Put that old laptop to good use

What happens when a geek gets some vacation time and has an old laptop sitting around? Hmmmm.

Some time ago I bought an Apple PowerBook "Pismo" off eBay and actually spent some additionally money on it to beef up the CPU (to a G4), a combo drive, and new batteries. It ran MacOS X Tiger just fine for the past year or so, but I finally decided to gut it and install Linux on it. Oh what fun...

First, Linux has really matured into a stable desktop environment with notable distributions ("distro") such as Ubuntu, Fedora, and Yellow Dog. Of course, the Pismo is a PowerPC machine so that limited the choices out there. I finally decided on Ubuntu as I've heard many good things about it (plus it has cool version names, e.g. Gutsy Gibbon).

The installation process wasn't too bad. I downloaded the .iso image, burned it onto CD, and booted with it. It detected just about all the hardware, but there was a problem with the display. A few searches on ubuntuforums.org revealed the fix (includes Linux shell commands) and the next step was getting the wireless connectivity going.
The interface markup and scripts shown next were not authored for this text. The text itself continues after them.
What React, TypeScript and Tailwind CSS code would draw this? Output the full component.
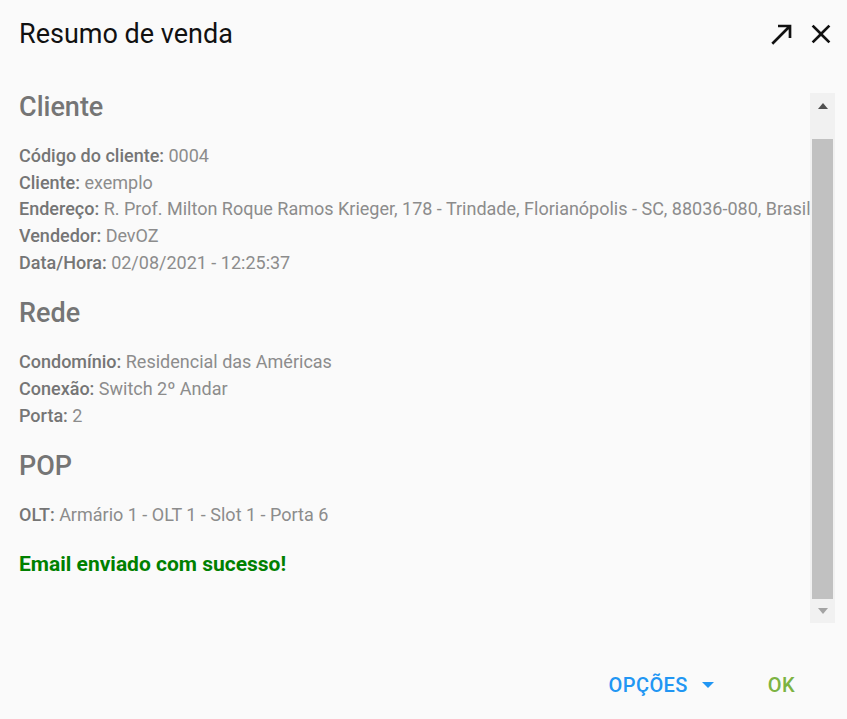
const sections = [
  {
    title: "Cliente",
    rows: [
      ["Código do cliente:", "0004"],
      ["Cliente:", "exemplo"],
      ["Endereço:", "R. Prof. Milton Roque Ramos Krieger, 178 - Trindade, Florianópolis - SC, 88036-080, Brasil"],
      ["Vendedor:", "DevOZ"],
      ["Data/Hora:", "02/08/2021 - 12:25:37"],
    ],
  },
  {
    title: "Rede",
    rows: [
      ["Condomínio:", "Residencial das Américas"],
      ["Conexão:", "Switch 2º Andar"],
      ["Porta:", "2"],
    ],
  },
  {
    title: "POP",
    rows: [["OLT:", "Armário 1 - OLT 1 - Slot 1 - Porta 6"]],
  },
];

function ArrowIcon() {
  return (
    <svg viewBox="0 0 24 24" className="h-8 w-8" fill="currentColor">
      <path d="M9 5v2h6.59L4 18.59 5.41 20 17 8.41V15h2V5z" />
    </svg>
  );
}

function CloseIcon() {
  return (
    <svg viewBox="0 0 24 24" className="h-8 w-8" fill="currentColor">
      <path d="M19 6.41L17.59 5 12 10.59 6.41 5 5 6.41 10.59 12 5 17.59 6.41 19 12 13.41 17.59 19 19 17.59 13.41 12z" />
    </svg>
  );
}

function Scrollbar() {
  return (
    <div className="flex w-[25px] shrink-0 flex-col items-center bg-[#f1f1f1]">
      <div className="flex h-[26px] w-full items-center justify-center">
        <div className="h-0 w-0 border-x-[5px] border-b-[6px] border-x-transparent border-b-[#505050]" />
      </div>
      <div className="mt-[20px] w-[21px] flex-1 bg-[#c1c1c1]" />
      <div className="flex h-[24px] w-full items-center justify-center">
        <div className="h-0 w-0 border-x-[5px] border-t-[6px] border-x-transparent border-t-[#a3a3a3]" />
      </div>
    </div>
  );
}

export default function App() {
  return (
    <div className="flex h-[719px] w-[847px] flex-col bg-[#fafafa] font-['Roboto',sans-serif]">
      <header className="flex h-[68px] items-center justify-between pl-[19px] pr-[10px]">
        <h1 className="text-[27px] leading-[32px] text-[#111]">Resumo de venda</h1>
        <div className="flex items-center gap-[7px] text-[#111]">
          <ArrowIcon />
          <CloseIcon />
        </div>
      </header>

      <div className="mt-[25px] flex h-[530px] pl-[19px] pr-[12px]">
        <div className="min-w-0 flex-1 overflow-hidden">
          {sections.map((section, i) => (
            <section key={section.title} className={i === 0 ? "" : "mt-[23px]"}>
              <h2 className="text-[27px] font-medium leading-[28px] text-[#757575]">{section.title}</h2>
              <div className="mt-[22px]">
                {section.rows.map(([label, value]) => (
                  <p key={label} className="whitespace-nowrap text-[18px] leading-[26.67px] text-[#8c8c8c]">
                    <span className="font-medium text-[#757575]">{label}</span> {value}
                  </p>
                ))}
              </div>
            </section>
          ))}
          <p className="mt-[21px] text-[21px] font-bold leading-[28px] text-[#008000]">Email enviado com sucesso!</p>
        </div>
        <Scrollbar />
      </div>

      <footer className="flex flex-1 items-center justify-end gap-[54px] pr-[52px] pt-[28px]">
        <button className="flex items-center gap-[14px] text-[20px] font-medium uppercase tracking-[0.02em] text-[#2196f3]">
          Opções
          <span className="h-0 w-0 border-x-[6px] border-t-[6px] border-x-transparent border-t-[#2196f3]" />
        </button>
        <button className="text-[20px] font-medium uppercase tracking-[0.02em] text-[#7cb342]">OK</button>
      </footer>
    </div>
  );
}
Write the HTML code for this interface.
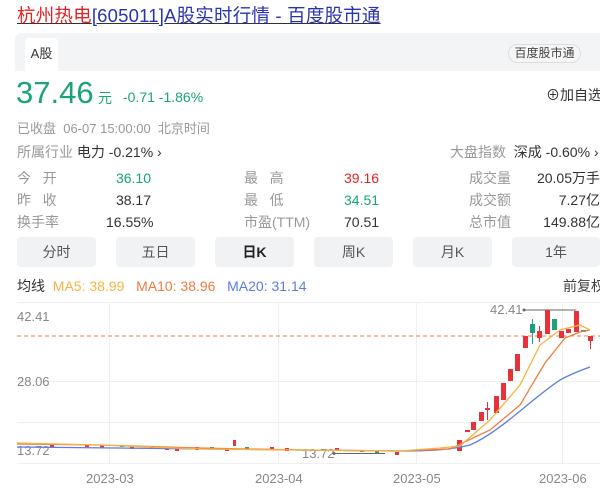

Be warned! Ubuntu does NOT like WPA-enabled WLANs. After hours of trying to get WPA to work, I gave up and "downgraded" my WLAN to WEP encryption plus MAC filtering. Once I configured Ubuntu for WEP, everything was great!

The other complaint I have is Adobe Flash support, but that's Adobe's fault for not respecting PowerPC systems. Thankfully there's an open source player called Gnash which sorta-kinda works. If all you need is a Web browser, word processor, simple games, IM client, etc. then have no fear in making the Linux move, especially when you have an old system lying around...

posted by eugene at 2:24 AM

2 Comments:

Blogger Edward said...

It most likely the hardware not supporting WPA rather than Ubuntu itself. :)

1/03/2008 01:16:00 PM  
Anonymous Eugene said...

WPA connectivity worked fine under Mac OS X, so that's why I suspected Ubuntu. Or perhaps Ubuntu's implementation of the AirPort (original) driver.